I am using kafka_2.11-0.10.2.2, spark-2.3.2-bin-hadoop2.7 - I also tried several other kafka/spark combinations before posting this question.
The code fails at loading StringDeserializer class:
SparkConf sparkConf = new SparkConf().setAppName("JavaDirectKafkaWordCount");
JavaStreamingContext jssc = new JavaStreamingContext(sparkConf, Durations.seconds(2));
Set<String> topicsSet = new HashSet<>();
topicsSet.add(topics);
Map<String, Object> kafkaParams = new HashMap<>();
kafkaParams.put(ConsumerConfig.BOOTSTRAP_SERVERS_CONFIG, brokers);
kafkaParams.put(ConsumerConfig.GROUP_ID_CONFIG, groupId);
kafkaParams.put(ConsumerConfig.KEY_DESERIALIZER_CLASS_CONFIG, StringDeserializer.class);
kafkaParams.put(ConsumerConfig.VALUE_DESERIALIZER_CLASS_CONFIG, StringDeserializer.class);
The error I get is:
Exception in thread "main" java.lang.NoClassDefFoundError: org/apache/kafka/common/serialization/StringDeserializer
From Why does Spark application fail with "Exception in thread "main" java.lang.NoClassDefFoundError: ...StringDeserializer"? it seems that this could be a scala version mismatch issue, but my pom.xml
doesn't have that issue:
<?xml version="1.0" encoding="UTF-8"?>
<project xmlns="http://maven.apache.org/POM/4.0.0" xmlns:xsi="http://www.w3.org/2001/XMLSchema-instance"

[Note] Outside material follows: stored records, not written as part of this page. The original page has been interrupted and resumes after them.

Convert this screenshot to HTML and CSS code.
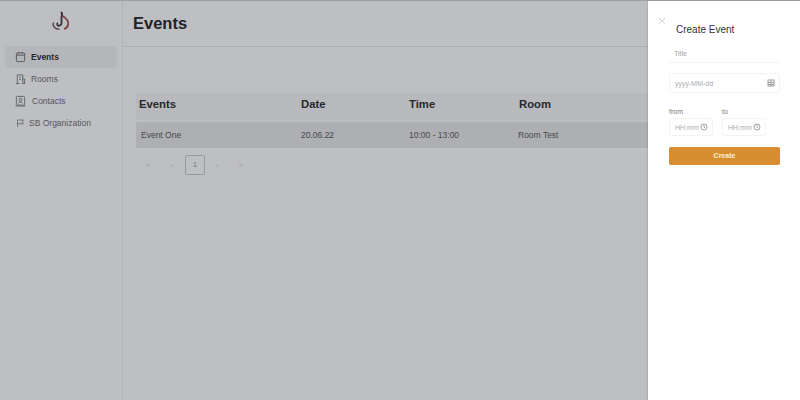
FILE: index.html
```html
<!DOCTYPE html>
<html lang="en">
<head>
    <meta charset="UTF-8">
    <title>Events</title>
    <link rel="stylesheet" href="styles.css">
</head>
<body>

    <div class="app">
        <div class="sidebar">
            <div class="logo">
                <svg width="20" height="20" viewBox="0 0 20 20" fill="none">
                    <path d="M10 1c1.500 1.500 1.500 3 .5 5V12c0 2.500-3 3.500-4 2-.6-.9-.3-1.800.5-2" stroke="#3b3236" stroke-width="1.800"/>
                    <path d="M11.500 5c3.500 2 6.500 5 5.500 9-.5 2-2 3.500-4 4" stroke="#7a3f40" stroke-width="1.800"/>
                    <path d="M2.500 11.500c-1.500 3 1 6.500 6 6.800" stroke="#5c4a4e" stroke-width="1.500"/>
                </svg>
            </div>
            <div class="nav-item active">
                <svg class="nav-icon" viewBox="0 0 12 12" fill="none" stroke="#4a4b4e"><rect x="1.500" y="1.500" width="9" height="9.500" rx="1"/><path d="M1.500 4h9M4 .5v2M8 .5v2"/></svg>
                Events
            </div>
            <div class="nav-item">
                <svg class="nav-icon" viewBox="0 0 12 12" fill="none" stroke="#55565a"><path d="M2.500 11V1.500h6V11M1 11h4M8 11h3M8.500 6h2V11M4.500 4h2M4.500 6.500h2"/></svg>
                Rooms
            </div>
            <div class="nav-item contacts">
                <svg class="nav-icon" viewBox="0 0 12 12" fill="none" stroke="#55565a"><rect x="1.500" y="1" width="9" height="9.500" rx="1"/><circle cx="6" cy="4.500" r="1.500"/><path d="M3.500 8.500c.5-2 4.500-2 5 0M.5 11.500h11"/></svg>
                Contacts
            </div>
            <div class="nav-item">
                <svg class="nav-icon flag" viewBox="0 0 12 12" fill="none" stroke="#55565a"><path d="M2 11V2h8L8 4.500 10 7H2"/></svg>
                SB Organization
            </div>
        </div>

        <div class="main">
            <div class="page-title">Events</div>
            <div class="content">
                <div class="table-head">
                    <div class="col-event">Events</div>
                    <div class="col-date">Date</div>
                    <div class="col-time">Time</div>
                    <div>Room</div>
                </div>
                <div class="table-row">
                    <div class="col-event">Event One</div>
                    <div class="col-date">20.06.22</div>
                    <div class="col-time">10:00 - 13:00</div>
                    <div>Room Test</div>
                </div>
                <div class="pager">
                    <span class="pager-link">«</span>
                    <span class="pager-link">‹</span>
                    <span class="pager-current">1</span>
                    <span class="pager-link">›</span>
                    <span class="pager-link">»</span>
                </div>
            </div>
        </div>
    </div>

    <div class="drawer">
        <svg class="close" viewBox="0 0 8 8" fill="none" stroke="#c8c8c8"><path d="M1 1l6 6M7 1L1 7"/></svg>
        <div class="drawer-title">Create Event</div>
        <div class="title-field">Title</div>
        <div class="input date-input">
            yyyy-MM-dd
            <svg class="input-icon" viewBox="0 0 8 8" fill="none" stroke="#a0a0a0"><rect x="1" y="1" width="6" height="6"/><path d="M1 3.500h6M1 5.500h6M4 1v6"/></svg>
        </div>
        <div class="time-row">
            <div>
                <div class="time-label">from</div>
                <div class="input time-input">
                    HH:mm
                    <svg class="input-icon" viewBox="0 0 8 8" fill="none" stroke="#a0a0a0"><circle cx="4" cy="4" r="3"/><path d="M4 2.200V4l1 .7"/></svg>
                </div>
            </div>
            <div>
                <div class="time-label">to</div>
                <div class="input time-input">
                    HH:mm
                    <svg class="input-icon" viewBox="0 0 8 8" fill="none" stroke="#a0a0a0"><circle cx="4" cy="4" r="3"/><path d="M4 2.200V4l1 .7"/></svg>
                </div>
            </div>
        </div>
        <div class="create-btn">Create</div>
    </div>

</body>
</html>
```

FILE: styles.css
```css
html, body {
    margin: 0;
    padding: 0;
    height: 400px;
    overflow: hidden;
}
body {
    font-family: "Liberation Sans", Arial, sans-serif;
    background-color: #bebfc3;
    color: #2e2f31;
    position: relative;
}
.app {
    display: flex;
    height: 399px;
    border-top: 1px solid #9d9ea1;
}
.sidebar {
    width: 123px;
    flex-shrink: 0;
    border-right: 1px solid #b1b2b6;
    padding: 0 5px;
    box-sizing: border-box;
}
.logo {
    height: 44px;
    padding-top: 10px;
    box-sizing: border-box;
    display: flex;
    justify-content: center;
    padding-right: 1px;
}
.nav-item {
    display: flex;
    align-items: center;
    gap: 5px;
    width: 112px;
    height: 22px;
    padding-left: 10px;
    box-sizing: border-box;
    font-size: 8.500px;
    color: #56575a;
}
.nav-item.active {
    background-color: #b5b6ba;
    border-radius: 4px;
    color: #26272a;
    font-weight: bold;
    margin-top: 1px;
}
.nav-item.contacts {
    gap: 6px;
}
.nav-icon {
    width: 11px;
    height: 12px;
    stroke-width: 0.9;
}
.nav-icon.flag {
    width: 9px;
    margin-right: -1px;
    margin-left: 1px;
}
.main {
    flex: 1;
}
.page-title {
    height: 46px;
    padding: 12px 0 0 10px;
    box-sizing: border-box;
    font-size: 16.500px;
    font-weight: bold;
    line-height: 20px;
    color: #222326;
    border-bottom: 1px solid #aeafb3;
}
.content {
    padding: 46px 0 0 13px;
}
.table-head, .table-row {
    display: flex;
    align-items: center;
    box-sizing: border-box;
    padding-left: 3px;
}
.table-head {
    height: 27px;
    padding-bottom: 5px;
    background-color: #b8b9bd;
    font-size: 11.300px;
    font-weight: bold;
    color: #27282b;
    margin-bottom: 2px;
}
.table-row {
    height: 26px;
    padding-left: 5px;
    background-color: #aeafb3;
    font-size: 8.500px;
    color: #47484b;
    border-radius: 2px 0 0 2px;
}
.col-event { width: 162px; }
.col-date { width: 108px; }
.col-time { width: 110px; }
.table-row .col-event { width: 160px; }
.table-row .col-date { width: 108px; }
.table-row .col-time { width: 109px; }
.pager {
    display: flex;
    align-items: center;
    margin-top: 7px;
    padding-left: 0;
    font-size: 8px;
    color: #a2a3a6;
}
.pager-link {
    width: 24px;
    text-align: center;
}
.pager-current {
    width: 18px;
    height: 18px;
    margin: 0 0 0 1px;
    border: 1px solid #97989b;
    border-radius: 2px;
    text-align: center;
    line-height: 18px;
    color: #77787b;
}
.drawer {
    position: absolute;
    top: 1px;
    right: 0;
    width: 152px;
    height: 399px;
    box-sizing: border-box;
    background-color: white;
    padding: 14px 21px 0 21px;
    box-shadow: -1px 0 1px rgba(0, 0, 0, 0.08);
}
.close {
    position: absolute;
    left: 10px;
    top: 16px;
    width: 8px;
    height: 8px;
    stroke-width: 0.8;
}
.drawer-title {
    font-size: 10px;
    color: #333;
    padding: 9px 0 0 7px;
    height: 25px;
    box-sizing: border-box;
}
.title-field {
    height: 23px;
    padding: 10px 0 0 5px;
    box-sizing: border-box;
    font-size: 7px;
    color: #a5a5a5;
    border-bottom: 1px solid #f3f3f3;
    margin-bottom: 10px;
}
.input {
    display: flex;
    align-items: center;
    justify-content: space-between;
    height: 20px;
    padding: 0 4px 0 5px;
    box-sizing: border-box;
    border: 1px solid #f3f3f3;
    border-radius: 3px;
    font-size: 7px;
    color: #aaa;
}
.date-input {
    width: 111px;
}
.time-row {
    display: flex;
    gap: 9px;
    margin-top: 15px;
}
.time-label {
    font-size: 7px;
    color: #777;
    height: 10px;
}
.time-input {
    width: 44px;
    height: 18px;
}
.input-icon {
    width: 8px;
    height: 8px;
    flex-shrink: 0;
}
.create-btn {
    width: 111px;
    height: 18px;
    margin-top: 11px;
    background-color: #d78e2f;
    border-radius: 2px;
    color: #fbeedd;
    font-size: 7px;
    font-weight: bold;
    text-align: center;
    line-height: 18px;
}
```
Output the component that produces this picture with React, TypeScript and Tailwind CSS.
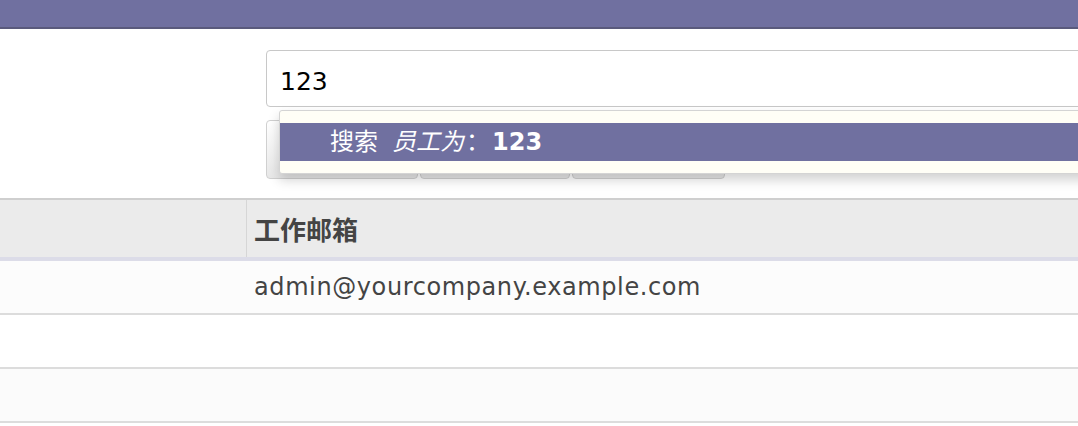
import React from "react";

const font = { fontFamily: '"DejaVu Sans", "Noto Sans CJK SC", sans-serif' };

const rows = [
  { email: "admin@yourcompany.example.com", bg: "bg-[#fcfcfc]" },
  { email: "", bg: "bg-white" },
  { email: "", bg: "bg-[#fbfbfb]" },
];

function SearchDropdown() {
  return (
    <div className="absolute left-[279px] top-[81px] h-[64px] w-[900px] rounded-[3px] border border-[#d4d4d4] bg-[#fffef6] pt-[12px] shadow-[0_6px_12px_rgba(0,0,0,0.18)]">
      <div className="flex h-[38px] items-center bg-[#7070a0] pl-[50px] text-[24px] text-white">
        <span>搜索</span>
        <em className="ml-[14px] italic">员工为</em>
        <span className="mx-[2px]">：</span>
        <b className="font-bold">123</b>
      </div>
    </div>
  );
}

export default function App() {
  return (
    <div className="h-[426px] w-[1078px] overflow-hidden bg-white" style={font}>
      <div className="h-[29px] border-b-2 border-[#5a5a7c] bg-[#7070a0]" />

      <div className="relative h-[169px]">
        <div className="pl-[266px] pt-[21px]">
          <div className="flex h-[57px] w-[900px] items-center rounded-[4px] border border-[#c8c8c8] bg-white pl-[13px] pt-[7px] text-[25px] text-black">
            123
          </div>
          <div className="mt-[13px] flex gap-[2px]">
            {[152, 150, 153].map((w, i) => (
              <div
                key={i}
                className="h-[59px] rounded-[4px] border border-[#d0d0d0] bg-gradient-to-b from-white to-[#e8e8e8]"
                style={{ width: w }}
              />
            ))}
          </div>
        </div>
        <SearchDropdown />
      </div>

      <div className="border-t-2 border-[#cfcfcf]">
        <div className="flex h-[61px] border-b-4 border-[#dcdce8] bg-[#ebebeb] text-[26px] font-bold text-[#444]">
          <div className="w-[247px] border-r border-[#d6d6d6]" />
          <div className="flex items-center pl-[7px]" style={{ fontFamily: '"Noto Sans CJK SC", sans-serif' }}>
            工作邮箱
          </div>
        </div>
        {rows.map((r, i) => (
          <div key={i} className={`flex h-[54px] border-b-2 border-[#dcdcdc] ${r.bg}`}>
            <div className="w-[247px]" />
            <div className="flex items-center pl-[7px] text-[24px] tracking-[0.6px] text-[#444]">{r.email}</div>
          </div>
        ))}
      </div>
    </div>
  );
}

xsi:schemaLocation="http://maven.apache.org/POM/4.0.0 http://maven.apache.org/xsd/maven-4.0.0.xsd">
<modelVersion>4.0.0</modelVersion>
<groupId>yyy.iot.ckc</groupId>
<artifactId>sparkpoc</artifactId>
<version>1.0-SNAPSHOT</version>
<name>sparkpoc</name>
<!-- FIXME change it to the project's website -->
<url>http://www.example.com</url>
<properties>
<project.build.sourceEncoding>UTF-8</project.build.sourceEncoding>
<maven.compiler.source>1.8</maven.compiler.source>
<maven.compiler.target>1.8</maven.compiler.target>
<java.version>1.8</java.version>
<spark.scala.version>2.11</spark.scala.version>
<spark.version>2.3.2</spark.version>
</properties>
<dependencies>
<dependency>
<groupId>junit</groupId>
<artifactId>junit</artifactId>
<version>4.11</version>
<scope>test</scope>
</dependency>
<dependency>
<groupId>org.apache.spark</groupId>
<artifactId>spark-core_${spark.scala.version}</artifactId>
<version>${spark.version}</version>
</dependency>
<dependency>
<groupId>org.apache.spark</groupId>
<artifactId>spark-streaming_${spark.scala.version}</artifactId>
<version>${spark.version}</version>
</dependency>
<dependency>
<groupId>org.apache.spark</groupId>
<artifactId>spark-streaming-kafka-0-10_${spark.scala.version}</artifactId>
<version>${spark.version}</version>
</dependency>
</dependencies>
<build>
<pluginManagement><!-- lock down plugins versions to avoid using Maven defaults (may be moved to parent pom) -->
<plugins>
<!-- clean lifecycle, see https://maven.apache.org/ref/current/maven-core/lifecycles.html#clean_Lifecycle -->
<plugin>
<artifactId>maven-clean-plugin</artifactId>
<version>3.1.0</version>
</plugin>
<!-- default lifecycle, jar packaging: see https://maven.apache.org/ref/current/maven-core/default-bindings.html#Plugin_bindings_for_jar_packaging -->
<plugin>
<artifactId>maven-resources-plugin</artifactId>
<version>3.0.2</version>
</plugin>
<plugin>
<artifactId>maven-compiler-plugin</artifactId>
<version>3.8.0</version>
</plugin>
<plugin>
<artifactId>maven-surefire-plugin</artifactId>
<version>2.22.1</version>
</plugin>
<plugin>
<artifactId>maven-jar-plugin</artifactId>
<version>3.0.2</version>
</plugin>
<plugin>
<artifactId>maven-install-plugin</artifactId>
<version>2.5.2</version>
</plugin>
<plugin>
<artifactId>maven-deploy-plugin</artifactId>
<version>2.8.2</version>
</plugin>
<!-- site lifecycle, see https://maven.apache.org/ref/current/maven-core/lifecycles.html#site_Lifecycle -->
<plugin>
<artifactId>maven-site-plugin</artifactId>
<version>3.7.1</version>
</plugin>
<plugin>
<artifactId>maven-project-info-reports-plugin</artifactId>
<version>3.0.0</version>
</plugin>
</plugins>
</pluginManagement>
</build>
</project>
The submission script I use is:
./bin/spark-submit \
--class "yyy.iot.ckc.KafkaDataModeler" \
--master local[2] \
../sparkpoc/target/sparkpoc-1.0-SNAPSHOT.jar
Can anyone please point me in the right direction as to where I am going wrong?
回答1:
Spark runs the program as by running an instance of a JVM. So if the libraries (JARs) are not in the classpath of that JVM we run into this runtime exception. The solution is to package all the dependent JARs along with main JAR. The following build script will work for that.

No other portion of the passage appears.